Ali al-Nida, head of the Albu Nasir tribe, told journalists the burial in a family plot took place in the early morning, less than 24 hours after the former president was hanged for crimes against humanity.

His sons Uday and Qusay, killed by U.S. troops in 2003, are also buried in Awja, close to Tikrit, where tribal elders received the body on Saturday from Baghdad.

Musa Faraj, one of Saddam's relatives from the area, said, "Saddam Hussein has been buried today at 4:00 am (local time) in a place that was constructed during his regime in the centre of Awjah."

Faraj said the building where Saddam was buried was a hall usually used for condolence meetings in Awjah, 180 kilometres north of Baghdad.

Earlier on Sunday, Faraj said that a delegation from Salaheddin province including the governor Hamed al-Shakti and chief of Saddam's tribe of Albu Nasir, Ali al-Nida, had gone to Baghdad to claim Saddam's body. The burial was reportedly attended by Shakti and  Nida and many other members of the tribe.
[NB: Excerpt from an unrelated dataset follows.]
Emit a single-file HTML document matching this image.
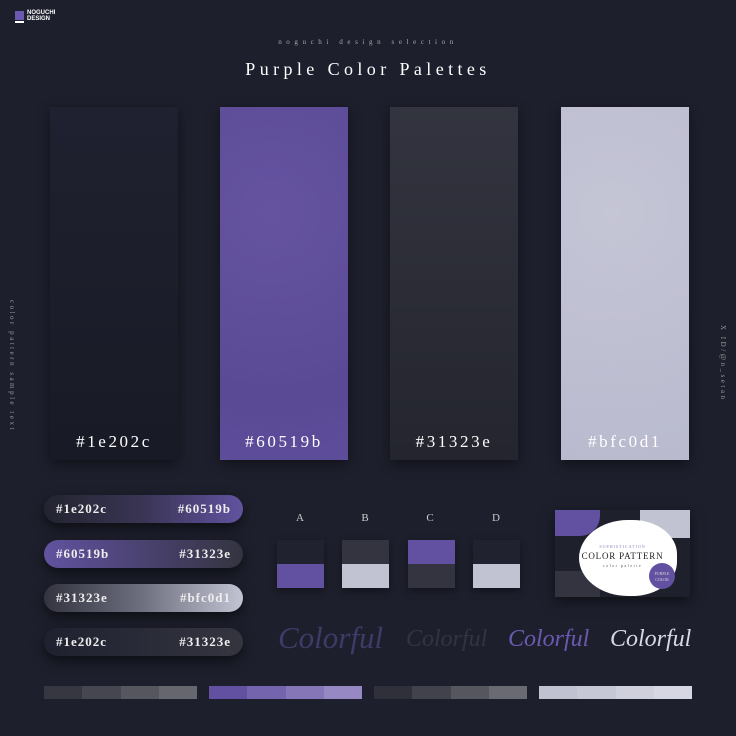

Faraj said security forces had sealed off the town of Tikrit, the stronghold of Saddam's supporters, since Saturday so that "nobody could participate in the burial" at Awjah, just four kilometres south of Tikrit.

Saddam was born in Awjah, a bastion of the Albu Nasir tribe and part of Salaheddin province.

The former strongman was sentenced to death by an Iraqi court on November 5 for the killing of 148 men and boys in the Shi'ite village of Dujail in 1982 after an attempt was made there to assassinate him.

The death sentence was confirmed by a judicial panel on December 26, and carried out at dawn on Saturday inside a former torture centre used by Saddam's intelligence service in the Shiite district of Kadhimiyah in northern Baghdad.

Iraqi Shi'ites, persecuted during Saddam's 24-year rule, feted his demise, dancing and cracking off bursts of automatic fire, while Sunni militants slammed the US-backed government for hanging their hero.

Although it was not clear whether the attacks were masterminded by Saddam loyalists to avenge his death, the abyss of civil strife into which Iraq has sunk since the US-led invasion has cast a shadow over Shiite celebrations. US President George W Bush hailed Saddam's execution as "an important milestone" on the road to building an Iraqi democracy, but European countries including US allies criticised use of the death penalty.

Saddam's execution, which came just as one of Islam's most important festivals was beginning, rankled in the Middle East and analysts warned public opinion in the Arab world could turn even further against the United States.